The flick of his wrist at the last moment that sends the bullet grazing past her head to impact on the concrete behind her is just as much of a message — I should have. He watches her in quiet silence, and then like a snake slithers backwards with dark eyes trained on her prone form, gun held out and steps creeping away from her. He knows better than to leave a wounded animal at his back, but where normally he would not have left Eileen living there, Dreyfus' plan requires something of a more personal touch.
Besides, it's not Ruskin he wants anyway, but her father. Creeping to the edge of the shipping container, Feng trains his stare on Eileen one final time, before slipping sideways out of sight behind its corner. This time she doesn't hear his movement, save for a few distant metal clunks from one of the shipping containers and his route of travel across it.
Cutting through the fog coming off the water, Eileen can see the three-beat pulse of a boat light, perhaps what scared Feng away to begin with; Raith's on time, as always. Today's one of the days he could have been served better by being early.
On time is still better than late, and even if early would have been better, Raith is likely still a wonderful sight to see as the Remnant's sleek (if aging) cigarette boat comes coasting up to the docks, the twin motors spooling down to idle as the vessel's pilot, perhaps recognizing the comic value of it, throws a pair of true-to-life lassos as if he were wrangling cattle instead of docking a boat. Spotting Eileen on the ground, or who is presumably Eileen, clearly does not sit well with him, because when he comes springing out onto the dock properly, he immediately drops to one knee, shouldering a loaded MP5. When nothing adverse happens, he hurries over to Eileen as if it were an emergency and kneels down next to her. "Can you walk?" he asks.

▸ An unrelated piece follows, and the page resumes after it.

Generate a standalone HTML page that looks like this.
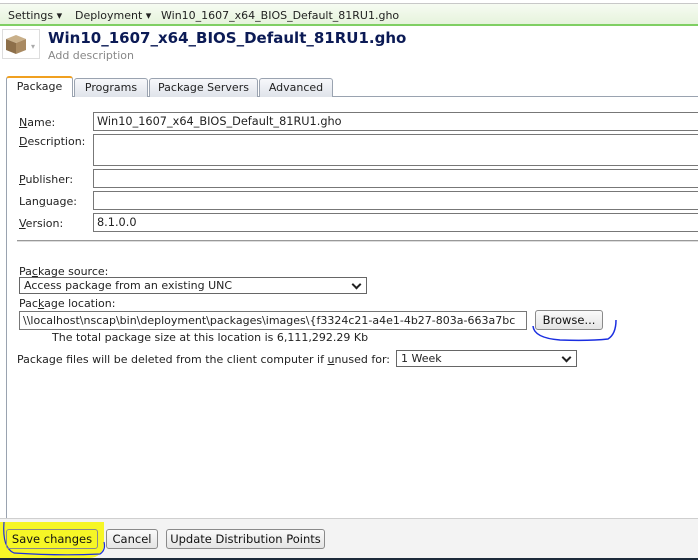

Apparently, 'Are you okay?' or 'What happened?' can wait until after they're out in the water.
Eileen is up on her elbows by the time Raith is crouching beside her. She makes an affirmative sound at the back of her throat, drapes one arm around his shoulders and makes a tight fist that clutches at the front of his coat. A short snort clears her nose of some of the blood that has accumulated in her nostrils, followed by the rougher, scratchier sound of her scrubbing her sleeve across her face to wipe it away.

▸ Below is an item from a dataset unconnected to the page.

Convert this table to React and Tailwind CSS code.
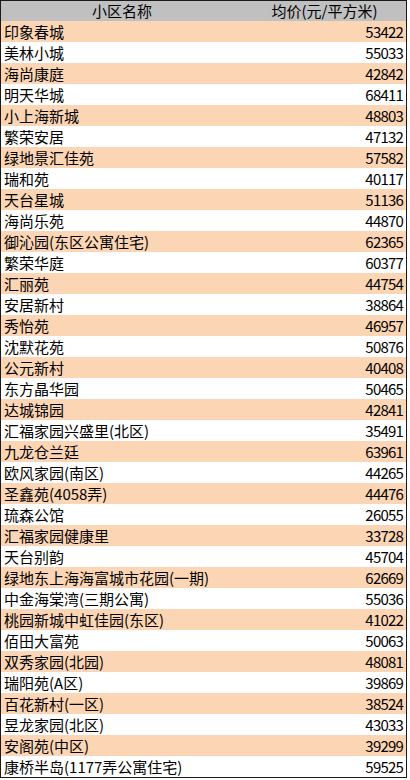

A swelling mouth makes it difficult for her lips to form the shapes that make words when she adds her voice to them. She doesn't bother with a verbal response. Gives a sharp nod of her head instead.

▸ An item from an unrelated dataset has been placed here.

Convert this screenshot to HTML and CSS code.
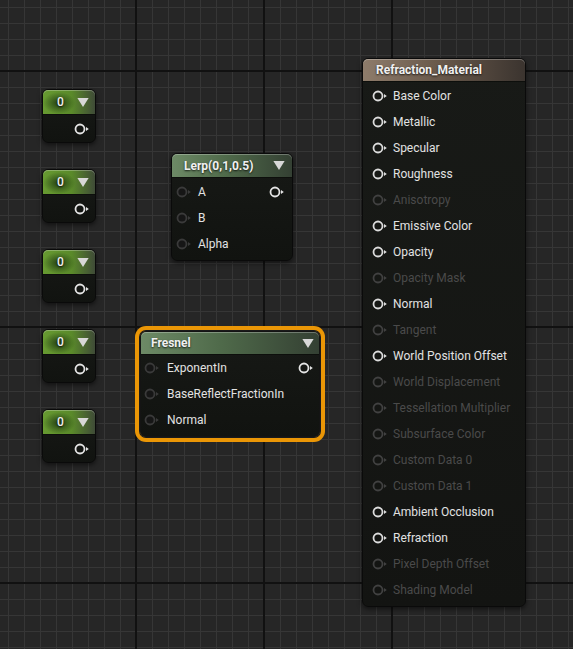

With Eileen's arm 'round his shoulders, Raith helps her up to her feet, although he does little more to help her along than to steady her as necessary: The height difference means either she must constantly hop or he must strain his back if he is to support her weight. Fortunately, the boat is not far, and climbing down into it is not difficult. Mind the machine gun, Eily. It's there in case of Coast Guard, really thick fog, and Aquaman.
"Get the back rope, please," Raith says as he takes care of the one mooring the boat's nose more or less in place, "And one, two, three, push." Away from the dock, Raith throws the engines into reverse until they are clear of the structure and turned around right, and then they are speeding off into the night at a neck breaking twenty miles per hour.
Because even when you're a badass vigilante terrorist, safety always comes first.